Pages as source code:
============================================================
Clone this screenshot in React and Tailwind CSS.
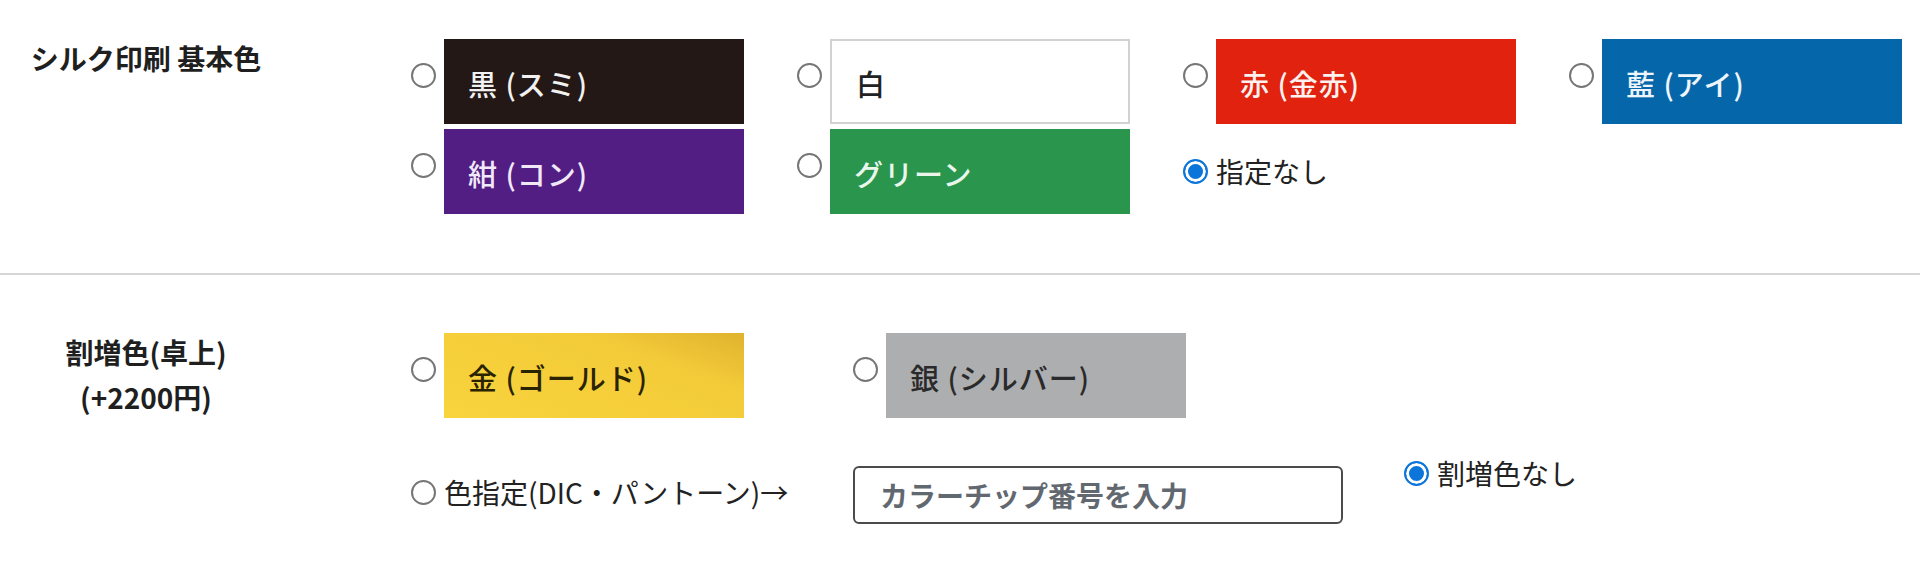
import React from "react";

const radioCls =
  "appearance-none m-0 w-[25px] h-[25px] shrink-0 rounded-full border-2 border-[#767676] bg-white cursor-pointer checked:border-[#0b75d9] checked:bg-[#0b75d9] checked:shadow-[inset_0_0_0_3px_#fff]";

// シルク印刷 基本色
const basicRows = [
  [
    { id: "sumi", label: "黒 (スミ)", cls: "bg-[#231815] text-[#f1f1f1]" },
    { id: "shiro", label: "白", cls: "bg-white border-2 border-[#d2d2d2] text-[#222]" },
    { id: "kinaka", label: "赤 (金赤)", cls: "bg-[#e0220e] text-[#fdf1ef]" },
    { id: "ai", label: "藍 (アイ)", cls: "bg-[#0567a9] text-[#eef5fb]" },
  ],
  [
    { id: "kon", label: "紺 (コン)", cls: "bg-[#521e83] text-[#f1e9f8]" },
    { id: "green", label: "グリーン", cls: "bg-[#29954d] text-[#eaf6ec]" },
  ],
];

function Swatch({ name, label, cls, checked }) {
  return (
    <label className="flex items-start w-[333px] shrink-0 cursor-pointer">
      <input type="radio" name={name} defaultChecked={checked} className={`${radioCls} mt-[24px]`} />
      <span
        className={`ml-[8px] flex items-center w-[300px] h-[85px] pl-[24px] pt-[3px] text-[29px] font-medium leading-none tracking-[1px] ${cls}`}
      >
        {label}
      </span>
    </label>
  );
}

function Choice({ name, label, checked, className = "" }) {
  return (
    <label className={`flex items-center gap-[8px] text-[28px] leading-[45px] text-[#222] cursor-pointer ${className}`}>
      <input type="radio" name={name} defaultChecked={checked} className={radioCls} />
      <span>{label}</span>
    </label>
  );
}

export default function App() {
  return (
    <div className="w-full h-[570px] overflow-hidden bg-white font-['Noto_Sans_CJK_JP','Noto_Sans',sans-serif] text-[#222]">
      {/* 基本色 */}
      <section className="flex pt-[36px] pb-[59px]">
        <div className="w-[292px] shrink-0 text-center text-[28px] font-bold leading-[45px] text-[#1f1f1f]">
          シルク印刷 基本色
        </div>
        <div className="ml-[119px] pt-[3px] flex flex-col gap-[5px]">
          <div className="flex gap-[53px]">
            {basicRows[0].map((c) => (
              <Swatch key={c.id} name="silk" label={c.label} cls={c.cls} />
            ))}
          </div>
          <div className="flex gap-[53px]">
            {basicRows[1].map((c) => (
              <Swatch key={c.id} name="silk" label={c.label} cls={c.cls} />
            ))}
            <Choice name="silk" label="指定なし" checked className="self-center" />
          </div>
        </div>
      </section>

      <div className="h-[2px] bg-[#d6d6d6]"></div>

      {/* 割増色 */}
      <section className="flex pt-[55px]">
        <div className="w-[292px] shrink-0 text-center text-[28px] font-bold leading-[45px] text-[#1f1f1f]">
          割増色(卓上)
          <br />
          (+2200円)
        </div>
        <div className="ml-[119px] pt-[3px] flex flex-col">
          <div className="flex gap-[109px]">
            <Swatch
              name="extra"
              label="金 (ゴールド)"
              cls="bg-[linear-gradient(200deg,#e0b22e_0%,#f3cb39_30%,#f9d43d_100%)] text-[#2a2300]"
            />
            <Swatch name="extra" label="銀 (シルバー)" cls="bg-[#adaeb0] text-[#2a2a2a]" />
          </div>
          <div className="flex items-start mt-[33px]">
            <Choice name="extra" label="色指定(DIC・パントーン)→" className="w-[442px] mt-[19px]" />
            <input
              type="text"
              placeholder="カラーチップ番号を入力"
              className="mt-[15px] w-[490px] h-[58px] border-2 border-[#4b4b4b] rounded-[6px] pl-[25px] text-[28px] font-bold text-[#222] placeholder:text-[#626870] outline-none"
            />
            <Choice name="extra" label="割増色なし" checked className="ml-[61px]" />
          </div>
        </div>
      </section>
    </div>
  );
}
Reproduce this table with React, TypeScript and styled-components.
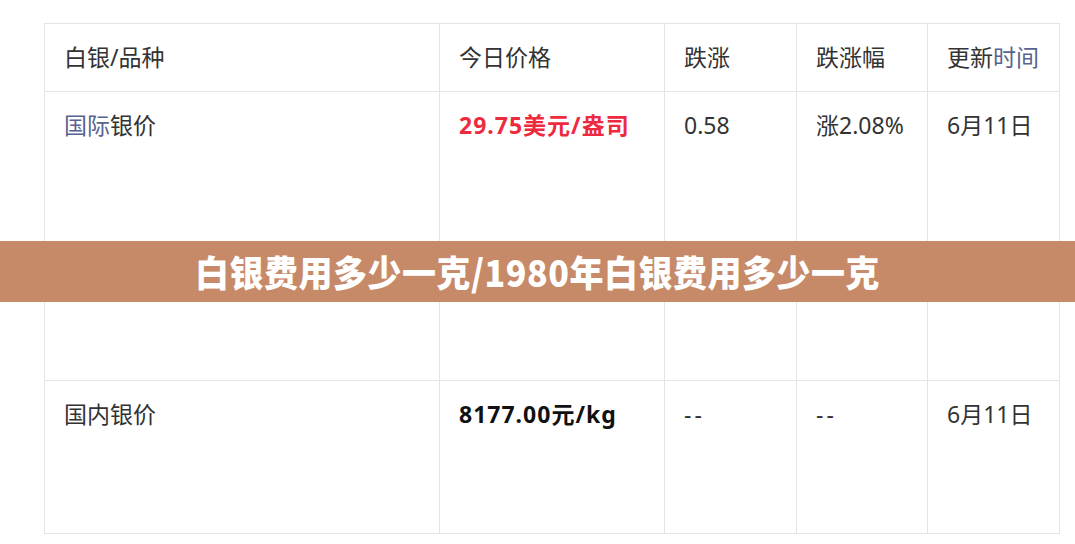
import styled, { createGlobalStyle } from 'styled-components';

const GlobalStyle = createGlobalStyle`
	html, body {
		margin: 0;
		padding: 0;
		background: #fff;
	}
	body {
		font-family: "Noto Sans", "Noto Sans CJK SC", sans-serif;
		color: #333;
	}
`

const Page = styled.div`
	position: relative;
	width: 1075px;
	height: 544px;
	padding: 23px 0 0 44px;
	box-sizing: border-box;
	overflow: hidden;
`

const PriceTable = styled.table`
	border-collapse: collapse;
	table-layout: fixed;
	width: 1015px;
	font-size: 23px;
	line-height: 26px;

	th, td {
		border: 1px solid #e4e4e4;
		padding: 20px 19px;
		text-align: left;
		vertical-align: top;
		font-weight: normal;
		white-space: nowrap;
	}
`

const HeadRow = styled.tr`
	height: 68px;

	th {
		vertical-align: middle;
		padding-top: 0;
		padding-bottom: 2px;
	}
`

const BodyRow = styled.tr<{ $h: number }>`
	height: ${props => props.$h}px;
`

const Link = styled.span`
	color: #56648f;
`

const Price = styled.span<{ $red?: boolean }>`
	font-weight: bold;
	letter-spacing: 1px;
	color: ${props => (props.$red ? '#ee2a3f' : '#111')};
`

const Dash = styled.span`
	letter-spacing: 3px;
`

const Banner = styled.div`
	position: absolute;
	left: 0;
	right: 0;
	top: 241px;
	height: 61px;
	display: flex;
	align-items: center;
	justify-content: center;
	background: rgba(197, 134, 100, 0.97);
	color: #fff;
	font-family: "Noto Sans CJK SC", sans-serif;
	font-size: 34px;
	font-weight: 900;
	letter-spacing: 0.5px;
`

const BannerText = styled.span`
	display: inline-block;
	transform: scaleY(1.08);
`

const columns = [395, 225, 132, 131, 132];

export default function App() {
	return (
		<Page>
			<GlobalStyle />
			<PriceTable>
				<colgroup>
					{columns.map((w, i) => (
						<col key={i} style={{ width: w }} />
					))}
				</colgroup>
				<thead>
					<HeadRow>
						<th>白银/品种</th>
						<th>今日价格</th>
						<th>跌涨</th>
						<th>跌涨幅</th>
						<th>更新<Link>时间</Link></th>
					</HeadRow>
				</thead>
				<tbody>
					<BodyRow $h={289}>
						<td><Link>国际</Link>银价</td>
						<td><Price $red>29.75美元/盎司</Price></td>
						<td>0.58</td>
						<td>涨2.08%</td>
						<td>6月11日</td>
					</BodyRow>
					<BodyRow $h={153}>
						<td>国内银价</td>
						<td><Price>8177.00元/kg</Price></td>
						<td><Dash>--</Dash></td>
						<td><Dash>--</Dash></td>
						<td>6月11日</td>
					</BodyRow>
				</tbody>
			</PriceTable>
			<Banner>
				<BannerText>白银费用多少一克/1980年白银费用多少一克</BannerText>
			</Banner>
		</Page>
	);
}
============================================================
# Short task
Looking at the entries above, how many lines contain the word "styled"? Answer with the number alone.

# Written response
11